Le législateur malien l’ayant fait, il a mis en cause le principe de la libre administration, donc il a violé la constitution.
Par conséquent, les requérants demandent à la cour constitutionnelle de déclarer contraires à la constitution, les articles 11 nouveau, 12 nouveau, 86 nouveau, 87 nouveau, 152 nouveau et 153 nouveau (qui violent le principe constitutionnel de la libre administration des collectivités territoriales.
La Cour dit Non !
La Cour constitutionnelle reçoit la requête en la forme.
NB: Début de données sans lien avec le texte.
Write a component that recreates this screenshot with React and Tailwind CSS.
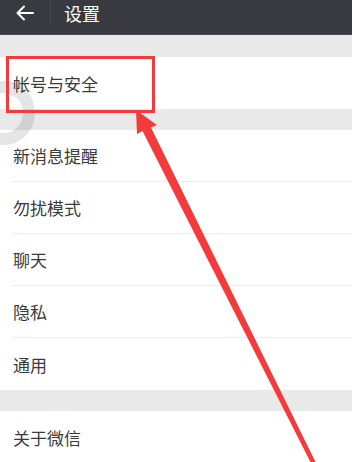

Mais, sur le PRINCIPE CONSTITUTIONNEL DE LA LIBRE ADMINISTRATION DES COLLECTIVITES TERRITORIALES, voici les motifs et le verdict de la Cour :
« En ce qui concerne la substitution d’organes nommés aux conseils élus :
Considérant que les requérants reprochent à la loi déférée d’avoir substitué des organes nommés aux conseils élus ;
Considérant qu’au sens des articles 97 et 98 de la constitution : les collectivités territoriales sont créées et administrées dans les conditions définies par la loi et s’administrent librement par des conseils élus et dans les conditions, par elle, fixées ;
Considérant qu’au regard de ces dispositions constitutionnelles, la libre administration des collectivités suppose nécessairement que celles-ci soient habilitées par la loi à disposer d’une réelle capacité de décision, qui leur permette de gérer leurs propres affaires ;
Considérant que la loi querellée participe de la mise en œuvre de l’accord pour la paix et la réconciliation au Mali issu du processus d’Alger d’une part et d’autre part, opère une substitution aux organes actuels de gestion des collectivités territoriales, des autorités intérimaires dont la composition, les attributions et la durée du mandat sont définies par la loi, ne compromet nullement, l’effectivité de la libre administration des collectivités territoriales ;
Qu’il s’ensuit que le grief n’est pas fondé et ne saurait donc prospérer ;
En ce qui concerne la nom motivation de l’acte administratif constatant l’impossibilité de constituer les conseils élus ou leur non fonctionnalité :
Considérant que les députés requérant reprochent à la loi l’absence de motivation de l’acte administratif devant constater l’impossibilité de constituer le conseil communal, le conseil de de cercle, le conseil régional ou du district et/ou leur fonctionnalité ;
Mais que s’agissant de la régularité d’un acte administratif, son appréciation ne pouvant relever du juge constitutionnel, la cour se déclare incompétente pour l’examen de ce grief ;
En ce qui concerne la violation de la délimitation du domaine de la loi et de celui du règlement :
Considérant que les requérants reprochent à la loi déférée la violation de la constitution en ses articles 70 et 73 pour non-respect de la délimitation du domaine de la loi et de celui du règlement ;
Considérant qu’au soutien de ce grief, ils soulignent que la procédure de constatation de l’impossibilité de constituer le conseil de cercle ou la fonctionnalité de celui-ci a été occultée par la nouvelle loi ;
Mais, considérant que l’article 86 nouveau est libellé comme suit : « Lorsque le conseil de cercle ne peut être reconstitué ou n’est plus fonctionnel pour quelques causes que ce soit, une autorité intérimaire est mise en place sur rapport du représentant de l’Etat dans la région dans les quinze (15) jours pour remplir les fonctions pendant six mois… » ;
Qu’il résulte de cette rédaction que la procédure de constatation de l’impossibilité de constituer le conseil de cercle ou la non fonctionnalité de celui-ci est bien décrite pendant que l’article 87 suivant précise les modalités de nomination des membres de l’autorité intérimaire de cercle ;
Qu’il s’ensuit que cet autre grief est sans fondement ;
Par ces motifs :
Article 1er : Reçoit en la forme la requête des membres signataires du Groupe parlementaire Vigilance démocratique et républicaine (Vrd) ;
Article 2 : La rejette ;
Article 3 : Déclare conforme à la Constitution la loi n°2016-11/AN-RM du 31 mars 2016 portant modification de la loi n°2012-007 du 07 février 2012, modifiée par la loi n°2014-052 du 14 octobre 2014 portant Code des collectivités territoriales.